Summary
holding conclusory allegations are insufficient to establish ineffective assistance of counsel
Summary of this case from Thibeaux v. United StatesOpinion
No. 00-3394.
Submitted: June 11, 2001.
Filed: October 3, 2001. Rehearing and Rehearing En Banc Denied: December 14, 2001.
Appeal from the United States District Court for the Eastern District of Missouri.
Howard Eisenberg, argued, Milwaukee, WI, for Appellant.
John Ware, Asst. U.S. Atty., argued, St. Louis, MO, for Appellee.
Petitioner Linda Sue Bryson appeals the district court's denial of her petition pursuant to 28 U.S.C. § 2255. For the reasons that follow, we affirm.
On January 12, 1996, Bryson was convicted of conspiring to distribute, and possessing with intent to distribute, more than a kilogram each of methamphetamine and heroin in violation of 21 U.S.C. §§ 841 and 846. Bryson was assessed a managerial role in the offense and was sentenced to 405 months imprisonment. Bryson appealed her conviction and sentence. This Court affirmed Bryson's conviction, but remanded for resentencing after holding that there was insufficient evidence to support the three-level enhancement under § 3B1.1 of the Sentencing Guidelines. United States v. Bryson, 110 F.3d 575, 584-85 (8th Cir. 1997). On resentencing, Bryson received a 260-month term of imprisonment.

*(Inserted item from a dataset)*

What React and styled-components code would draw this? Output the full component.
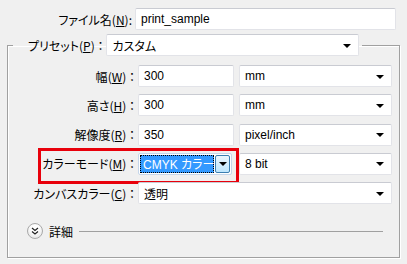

Although there are representations in the briefs that Bryson was resentenced to 205 months, a review of the transcript from the resentencing hearing held on July 18, 1997 reveals that Bryson was resentenced to 260 months. (App. at 28).
Thereafter, Bryson filed a § 2255 petition, presenting eleven issues which she sought to challenge her conviction and sentence. The district court denied all grounds for relief, but issued a Certificate of Appealability ("COA") to appeal the denial of Ground 10 of her motion under § 2255. In Ground 10, Bryson asserts an ineffective assistance of counsel claim in which she alleges thirteen separate failures of her trial and appellate counsel.
The Honorable Jean C. Hamilton, United States District Judge for the Eastern District of Missouri.
To prove a claim of ineffective assistance of counsel, Bryson must demonstrate both that her counsel's performance was deficient, and that counsel's deficient performance prejudiced her defense. Strickland v. Washington, 466 U.S. 668, 687, 104 S.Ct. 2052, 80 L.Ed.2d 674 (1984); Steinkuehler v. Meschner, 176 F.3d 441, 445 (8th Cir. 1999). To establish the performance prong of the Strickland test, Bryson must show that her attorney's representation fell below the "range of competence demanded of attorneys in criminal cases." Id. at 688, 104 S.Ct. 2052. Our review of counsel's performance is deferential and there is a presumption that counsel's conduct falls within the wide range of reasonable professional assistance. Id. at 689, 104 S.Ct. 2052. To establish the prejudice prong of the Strickland test, Bryson must demonstrate "that there is a reasonable probability that, but for counsel's unprofessional errors, the result of the proceeding would have been different." Id. at 694, 104 S.Ct. 2052; Fretwell v. Norris, 133 F.3d 621, 623 n. 2 (8th Cir. 1998).
The district court summarily dismissed Bryson's ineffective assistance of counsel claim on the basis that "[m]ovant's allegations are brief, conclusory and fail to cite to the record." (App. at 102.) Because Bryson failed to make any affirmative showing of what the evidence or testimony might have been, the court concluded that it could not even begin to apply the Strickland standards on such deficient allegations. ( Id. at 102-03.)
On appeal, Bryson does not argue the only issue on which the district court issued the certificate of appealability. We have held that "appellate review is limited to the issues specified in the certificate of appealability." Richardson v. Bowersox, 188 F.3d 973, 982 (8th Cir. 1999) (quoting Carter v. Hopkins, 151 F.3d 872, 874 (8th Cir. 1998); Kellogg v. Skon, 176 F.3d 447, 450 n. 2 (8th Cir. 1999)). Given Bryson's failure to argue her ineffective assistance of counsel claim, we accordingly affirm the district court's denial of Ground 10 of Bryson's § 2255 motion.